Information shown:
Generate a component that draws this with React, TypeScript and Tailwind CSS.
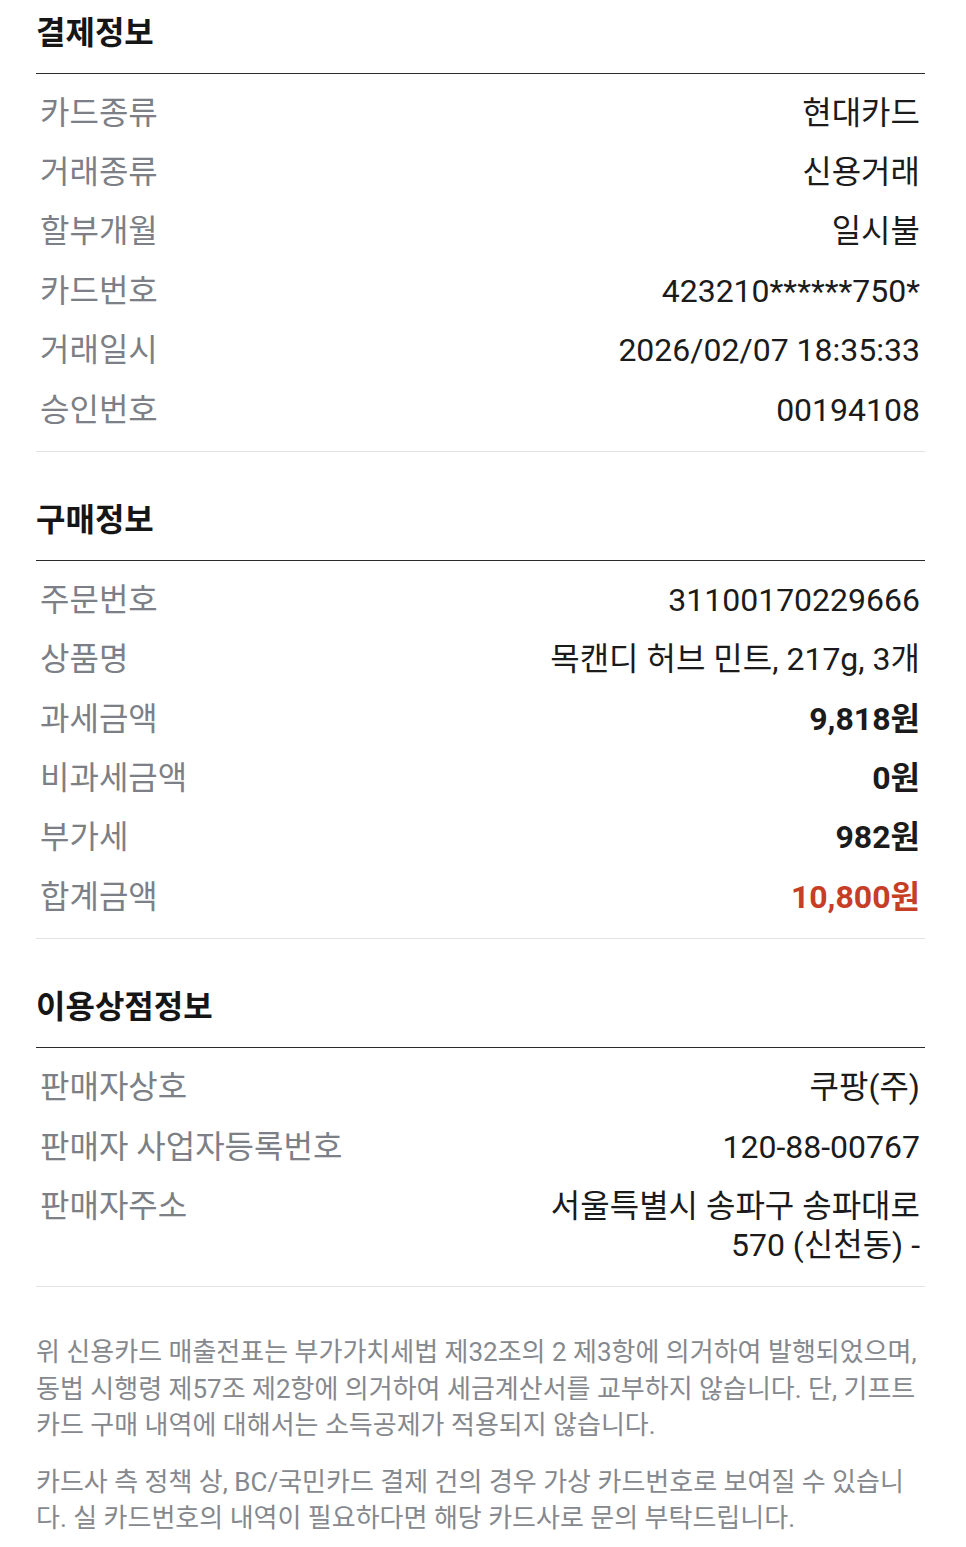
import React from "react";

type Row = {
  label: string;
  value: string;
  bold?: boolean;
  red?: boolean;
};

type Section = {
  title: string;
  rows: Row[];
};

const sections: Section[] = [
  {
    title: "결제정보",
    rows: [
      { label: "카드종류", value: "현대카드" },
      { label: "거래종류", value: "신용거래" },
      { label: "할부개월", value: "일시불" },
      { label: "카드번호", value: "423210******750*" },
      { label: "거래일시", value: "2026/02/07 18:35:33" },
      { label: "승인번호", value: "00194108" },
    ],
  },
  {
    title: "구매정보",
    rows: [
      { label: "주문번호", value: "31100170229666" },
      { label: "상품명", value: "목캔디 허브 민트, 217g, 3개" },
      { label: "과세금액", value: "9,818원", bold: true },
      { label: "비과세금액", value: "0원", bold: true },
      { label: "부가세", value: "982원", bold: true },
      { label: "합계금액", value: "10,800원", bold: true, red: true },
    ],
  },
  {
    title: "이용상점정보",
    rows: [
      { label: "판매자상호", value: "쿠팡(주)" },
      { label: "판매자 사업자등록번호", value: "120-88-00767" },
      { label: "판매자주소", value: "서울특별시 송파구 송파대로 570 (신천동) -" },
    ],
  },
];

export default function App() {
  return (
    <div className="min-h-[1547px] w-[966px] bg-white pl-[36px] pr-[41px] pt-[13.5px] font-['Roboto','Noto_Sans_CJK_KR',sans-serif]">
      {sections.map((section, s) => (
        <div key={section.title} className={s > 0 ? "mt-[49px]" : ""}>
          <h2 className="border-b border-[#2b2b2b] pb-[20px] text-[32px] font-bold leading-[39px] text-[#161616]">
            {section.title}
          </h2>
          <div className="border-b border-[#e3e3e3] pt-[10px] pb-[11px]">
            {section.rows.map((row) => (
              <div key={row.label} className="flex items-start justify-between py-[10.2px] text-[32px] leading-[39px]">
                <span className="pl-[4px] text-[#7c8086]">{row.label}</span>
                <span
                  className={
                    "max-w-[400px] pr-[5px] text-right " +
                    (row.bold ? "font-bold " : "") +
                    (row.red ? "text-[#c63e25]" : "text-[#1b1b1b]")
                  }
                >
                  {row.value}
                </span>
              </div>
            ))}
          </div>
        </div>
      ))}

      <div className="mt-[47px] flex flex-col gap-[20px] text-[26px] leading-[36.5px] text-[#85888d]">
        <p className="whitespace-nowrap">
          위 신용카드 매출전표는 부가가치세법 제32조의 2 제3항에 의거하여 발행되었으며,
          <br />
          동법 시행령 제57조 제2항에 의거하여 세금계산서를 교부하지 않습니다. 단, 기프트
          <br />
          카드 구매 내역에 대해서는 소득공제가 적용되지 않습니다.
        </p>
        <p className="whitespace-nowrap">
          카드사 측 정책 상, BC/국민카드 결제 건의 경우 가상 카드번호로 보여질 수 있습니
          <br />
          다. 실 카드번호의 내역이 필요하다면 해당 카드사로 문의 부탁드립니다.
        </p>
      </div>
    </div>
  );
}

Aim of the exercise: Lines containing "React" are to be counted. State the total and add nothing.

Answer to this exercise: 2